Nós vivemos num mundo marcado por conflitos, por desigualdades. Esta Igreja sinodal pode ser, profética, um modelo alternativo de sociedade?

Esse realmente o ponto fulcral de todo este dinamismo, de toda esta busca, de todo este processo, porque em “comunhão, participação, missão”, as três palavras que traduzem a sinodalidade em concreto, o termo chave é, de facto, a missão. Como é que nós conseguimos viver como cristãos de modo que quem nos vê ache interpelativo, que faz algum sentido, que pode ajudar a transformar o quotidiano nas relações?

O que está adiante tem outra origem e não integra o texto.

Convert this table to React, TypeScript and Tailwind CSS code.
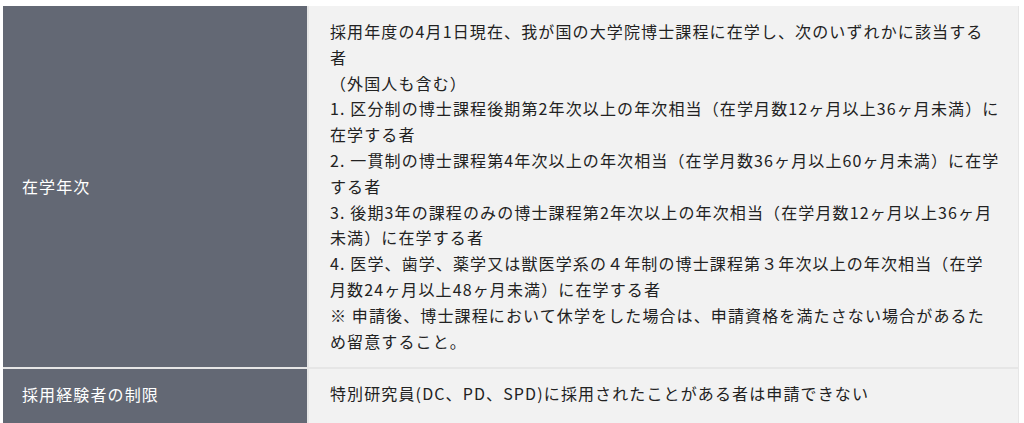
import React from "react";

const font = { fontFamily: '"Noto Sans CJK JP", "Noto Sans", sans-serif' };

export default function App() {
  const lines = [
    "採用年度の4月1日現在、我が国の大学院博士課程に在学し、次のいずれかに該当する",
    "者",
    "（外国人も含む）",
    "1. 区分制の博士課程後期第2年次以上の年次相当（在学月数12ヶ月以上36ヶ月未満）に",
    "在学する者",
    "2. 一貫制の博士課程第4年次以上の年次相当（在学月数36ヶ月以上60ヶ月未満）に在学",
    "する者",
    "3. 後期3年の課程のみの博士課程第2年次以上の年次相当（在学月数12ヶ月以上36ヶ月",
    "未満）に在学する者",
    "4. 医学、歯学、薬学又は獣医学系の４年制の博士課程第３年次以上の年次相当（在学",
    "月数24ヶ月以上48ヶ月未満）に在学する者",
    "※ 申請後、博士課程において休学をした場合は、申請資格を満たさない場合があるた",
    "め留意すること。",
  ];
  return (
    <div className="w-[1024px] h-[423px] overflow-hidden bg-white pt-[6px] pl-[3px] pr-[5px]" style={font}>
      <div className="flex flex-col gap-[2px] bg-[#e6e6e6] border-r border-[#e6e6e6] text-[16px] leading-[25.8px] tracking-[0.07em]">
        <div className="flex gap-[2px]">
          <div className="w-[304px] shrink-0 bg-[#636874] text-white flex items-center px-[19px]">在学年次</div>
          <div className="flex-1 bg-[#f2f2f2] text-[#222] pl-[21px] pr-[12px] pt-[13px] pb-[13px]">
            {lines.map((l, i) => (
              <div key={i} className="whitespace-nowrap">{l}</div>
            ))}
          </div>
        </div>
        <div className="flex gap-[2px]">
          <div className="w-[304px] shrink-0 bg-[#636874] text-white flex items-center px-[19px] pb-[4px]">採用経験者の制限</div>
          <div className="flex-1 bg-[#f2f2f2] text-[#222] pl-[21px] pr-[12px] pt-[12px] pb-[18px]">
            特別研究員(DC、PD、SPD)に採用されたことがある者は申請できない
          </div>
        </div>
      </div>
    </div>
  );
}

É claro que também aqui, olhando realisticamente para o mundo em que vivemos, assustamo-nos. Eu creio que não há outra palavra. Mas, exatamente no documento que foi publicado, esse é um aspeto que eu acho dos mais importantes. Chama-se a atenção, realmente, que esta dimensão sinodal só tem sentido em termos de encontrar um rosto mais missionário, evangelizador para a Igreja, e só tem sentido, nessa linha, em ordem a que nós cristãos mostremos que é possível viver de outra maneira neste nosso mundo, neste nosso planeta, e encontrar caminhos de fraternidade e de justiça e também de paz. Eu não estou a idealizar aquilo que a Igreja e os cristãos podem fazer, mas sublinho realmente, dentro da pergunta que acabou de colocar, que realmente isso é que nos deve verdadeiramente preocupar e questionar todos os nossos hábitos, mentalidades e modos de funcionar internamente. Portanto, isso é que é o decisivo.